In consecutive interpreting, the interpreter waits until the speaker has finished before rendering speech into another language. Consecutive interpreting is a true and accurate interpretation of one language to another, spoken in brief sound bites successively, without omissions or embellishments, so that the parties can understand each other slowly and deliberately.
When is consecutive interpreting used?
The consecutive mode is used whenever LEP participants are playing an active role — when they must speak or respond — during examinations, cross examinations, and other proceedings .
Consecutive interpreting is often used when parties are addressing a witness or defendant on the witness stand. In legal settings, such as attorney/client or prosecutor/witness/victim interviews, the consecutive mode is the preferred mode of interpreting, as it is in a question and answer session.
Consecutive interpreting can be used during police interviews of suspects and/or witnesses or victims, especially during recorded interviews. The gaps in speech between the parties allow for a clear and accurate transcript to be prepared if necessary for further court proceedings.
Keys for proper consecutive interpreting
In the consecutive interpreting mode, the interpreter must:
listen intently to whatever party is speaking
be prepared to take notes to aid in recollection
accurately interpret after the party has completed her statement.
What is sight translation?
Sight translation is the rendering of material written in one language into spoken speech in another language. It is a true and accurate verbal translation of written material into the spoken form so that the parties can understand what documents written in foreign languages say.
When is sight translation used?
Sight translation is often used when LEP defendants are given forms in court that are written in English, such as rights forms, plea forms, and probation orders. It is also used when foreign language documents such as birth certificates, personal letters, and identity documents are presented in court.
Keys for proper sight translation
Recommended practice is to afford the interpreter sufficient time to review the document’s contents before rendering it.
When performing sight translation, the interpreter must: possess a wide vocabulary and knowledge of the specific type of document presented have the ability to quickly scan and understand the main points of the document accurately interpret the document into its equivalent meaning in the target language.

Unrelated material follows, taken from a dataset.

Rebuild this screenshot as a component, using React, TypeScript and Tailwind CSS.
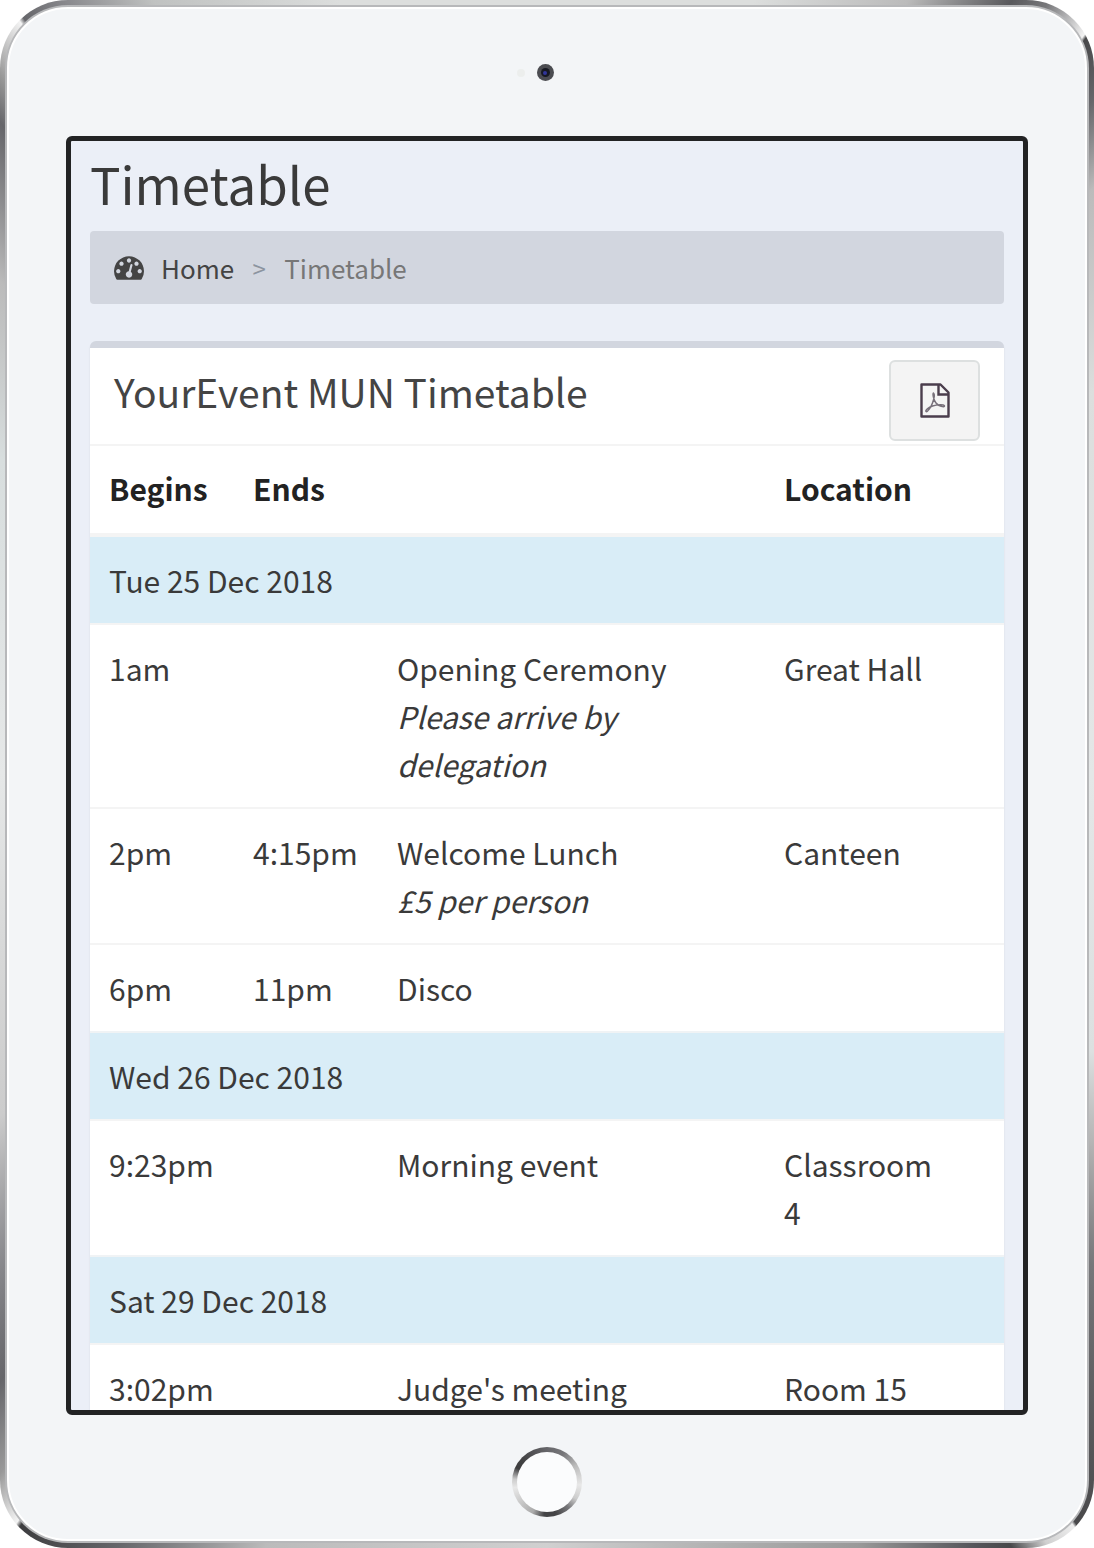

In judicial, legal and quasi legal settings, interpreters are obligated to interpret all communication made between parties of different languages directly and accurately, without omissions or embellishments. All those involved, such as judges, defense attorneys, prosecutors, law enforcement, court staff, court support services, defendants, victims, and witnesses, can make best use of interpreting services by following these guidelines:
Talk through the interpreter, not to the interpreter. When using an interpreter to address a non English speaker, speak directly to that person as if the interpreter weren’t even there.
Use the first person when addressing the other party. Do not say, “Could you ask him if he is aware of the maximum penalty for this offense.” Instead, turn directly to the party you are addressing and say, “Are you aware of the maximum penalty for this offense?” See NAJIT’s position paper, “Direct Speech in Legal Settings,” for more details on this point.
Do not ask the interpreter for his opinion or input.
Watch your speed. This goes both ways. When speaking extemporaneously, don’t speak too fast, and don’t speak too slowly. When reading something aloud (such as jury instructions, waiver of rights, or a specific evidence code section), keep your pace slower than normal.
Do not try to communicate with the interpreter or otherwise interrupt him/her while simultaneously interpreting. Simultaneous interpreting requires intense, high levels of concentration and accumulated skill in order to be performed properly. Distracting the interpreter during simultaneous interpreting can cause an immediate breakdown in communication for all parties.
Parties must refrain from talking at the same time in order for the interpreter to interpret court proceedings properly. Just as court reporters are duty bound to stop parties from talking over one another during recorded proceedings, interpreters have an equal duty do the same in order to protect the due process right of the defendant .
Do not direct the interpreter to convey information to the LEP individual when you are not present.
Certified court interpreters are highly trained individuals who are, in many ways, the “invisible hand” of justice. They are expected to be nearly invisible in the courtroom yet must maintain acute mental presence at all times. They are expected to possess a vast legal vocabulary as well as instant, accurate recall. Often, they are whisked from courtroom to courtroom, simultaneously interpreting for defendants at the arraignment stage at one moment, consecutively interpreting for witnesses or victims at a trial at another, and simultaneously interpreting for parents of juveniles at a hearing in yet another. On many occasions, the interpreter is handed a document and is asked to “read it to the defendant.” Frequently the interpreter walks into courtroom situations without knowing any of the background or context, adding another layer of difficulty to the interpreter’s tasks. Parties occasionally ask their interpreter to simply summarize what is being said, allowing her to pick and choose what part of the conversation is relevant to interpret, which is never allowable.
For parties needing to communicate from English into another language, having some background knowledge of the interpreter’s role in the legal field is fundamental for the administration of justice. Understanding the three modes of interpreting is an essential part of helping ensure equal access to justice to all parties — including members of linguistic minorities — who find themselves in any judicial setting, whether inside and outside of the courtroom.